What they do say is:

“When?”

You respond,

“Three hours.”

They shake their perfectly coiffed heads, raise their perfectly plucked eyebrows, mentally award you the stupid-mother award of the day and murmur to each other.

“Please?” You bite back tears again. “Please? I’ve wasted my whole morning and I know I waited until the last minute but I really think there’s a conspiracy against mothers trying to iron these patches on and I really want to surprise my daughter since she thinks there’s no way in hell her vest will be ready today.”
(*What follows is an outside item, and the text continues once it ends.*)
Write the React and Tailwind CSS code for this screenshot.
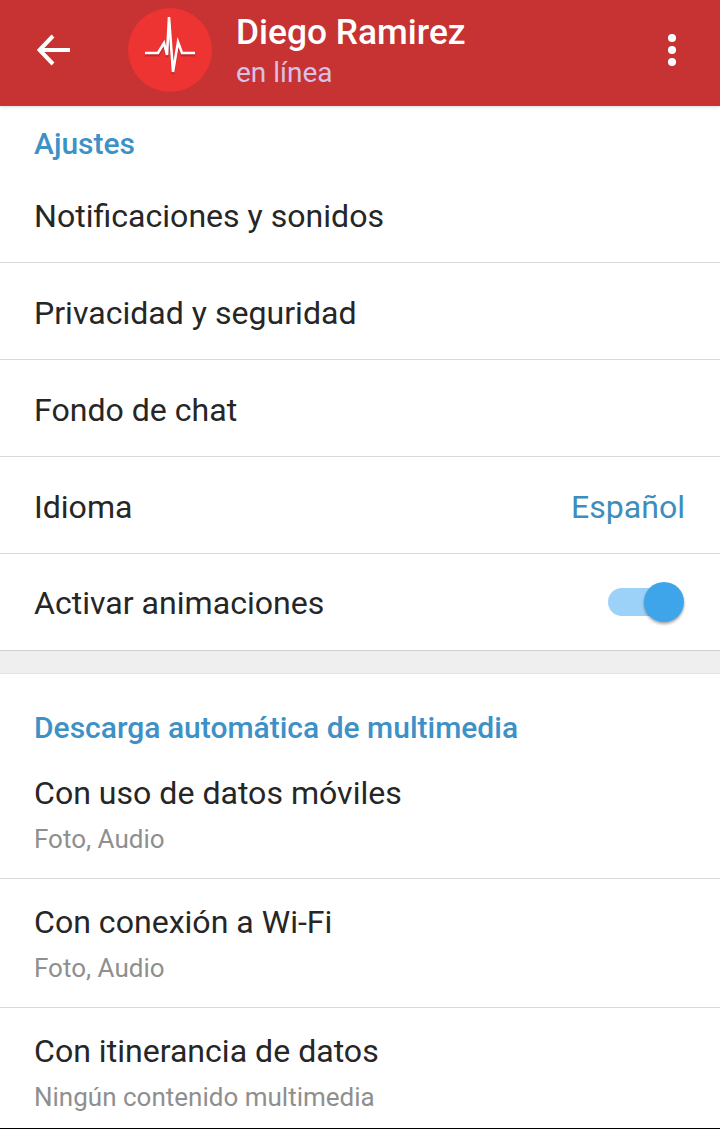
import React from 'react';

const Row = ({ label, children }) => (
  <div className="flex h-[97px] items-center justify-between border-b border-[#d9d9d9] pl-[34px] pr-[35px] pt-[4px]">
    <span className="text-[32.1px] text-[#262626]">{label}</span>
    {children}
  </div>
);

const SubRow = ({ label, sub, border = true }) => (
  <div className={`h-[129px] px-[34px] pt-[23px] ${border ? 'border-b border-[#d9d9d9]' : ''}`}>
    <div className="text-[32.1px] leading-[40px] text-[#262626]">{label}</div>
    <div className="mt-[10px] text-[26px] leading-[32px] text-[#8f8f8f]">{sub}</div>
  </div>
);

const App = () => {
  return (
    <div className="h-[1129px] w-[720px] overflow-hidden border-b border-black bg-white font-['Roboto',sans-serif]">
      <header className="relative z-10 flex h-[106px] items-center bg-[#c73232] pb-[6px] shadow-[0_1px_3px_rgba(0,0,0,0.15)]">
        <svg className="ml-[37px] h-[34px] w-[34px]" viewBox="0 0 34 34" fill="none" stroke="white" strokeWidth="4">
          <path d="M2 17H33" />
          <path d="M16 3L2.5 17L16 31" />
        </svg>
        <div className="ml-[57px] flex h-[84px] w-[84px] items-center justify-center rounded-full bg-[#ee3333]">
          <svg className="h-[84px] w-[84px]" viewBox="0 0 84 84" fill="none">
            <path d="M17 47H30L36 37L39 49L41 11L45 66L50 36L54 47H67" stroke="#7a1010" strokeOpacity="0.35" strokeWidth="3" />
            <path d="M17 45H30L36 35L39 47L41 9L45 64L50 34L54 45H67" stroke="#fff" strokeWidth="2.6" />
          </svg>
        </div>
        <div className="ml-[24px] mt-[3px] flex-1">
          <div className="text-[35.3px] font-medium leading-[42px] text-white">Diego Ramirez</div>
          <div className="mt-[1px] text-[28px] leading-[38px] text-[#d8c0e6]">en línea</div>
        </div>
        <div className="mr-[44px] flex flex-col gap-[4px]">
          <span className="h-[8px] w-[8px] rounded-full bg-white" />
          <span className="h-[8px] w-[8px] rounded-full bg-white" />
          <span className="h-[8px] w-[8px] rounded-full bg-white" />
        </div>
      </header>

      <section className="border-b border-[#d0d0d0] shadow-[0_1px_2px_rgba(0,0,0,0.1)]">
        <div className="h-[60px] pl-[34px] pt-[20px] text-[30px] font-medium leading-[36px] text-[#3e91c6]">Ajustes</div>
        <Row label="Notificaciones y sonidos" />
        <Row label="Privacidad y seguridad" />
        <Row label="Fondo de chat" />
        <Row label="Idioma">
          <span className="text-[32.1px] text-[#3e8dbd]">Español</span>
        </Row>
        <div className="flex h-[96px] items-center justify-between pl-[34px] pr-[44px]">
          <span className="pt-[2px] text-[32.1px] text-[#262626]">Activar animaciones</span>
          <div className="relative h-[28px] w-[68px] rounded-full bg-[#9dd2f8]">
            <span className="absolute right-[-8px] top-[-6px] h-[40px] w-[40px] rounded-full bg-[#3fa5ea] shadow-[0_2px_3px_rgba(0,0,0,0.35)]" />
          </div>
        </div>
      </section>

      <div className="h-[23px] border-b border-[#e3e3e3] bg-[#efefef]" />

      <section>
        <div className="h-[76px] pl-[34px] pt-[36px] text-[30px] font-medium leading-[36px] text-[#3e91c6]">Descarga automática de multimedia</div>
        <SubRow label="Con uso de datos móviles" sub="Foto, Audio" />
        <SubRow label="Con conexión a Wi-Fi" sub="Foto, Audio" />
        <SubRow label="Con itinerancia de datos" sub="Ningún contenido multimedia" border={false} />
      </section>
    </div>
  );
};

export default App;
They sigh and smile and say,

“Okay.”

You will want to hug them, trust me, but you won’t. You’ll say,

“How much?”

And, no lie, they’ll say,

“Very, very expensive. Very expensive.”

And you’ll say the f-word (in your head because there’s no way you’ll insult them now) and you’ll leave the vest with them and go home and pound out all your frustrations on your computer and secretly hope that no one reads your blog today because really, it’s completely pathetic that you’ve wasted this much time and energy and angst on something that is so stupid.

Until your daughter comes home, and you present her with the Cadillac of all vests, with patches that are never going to come off, and you hide the bill from your husband, and then all will be right in the world.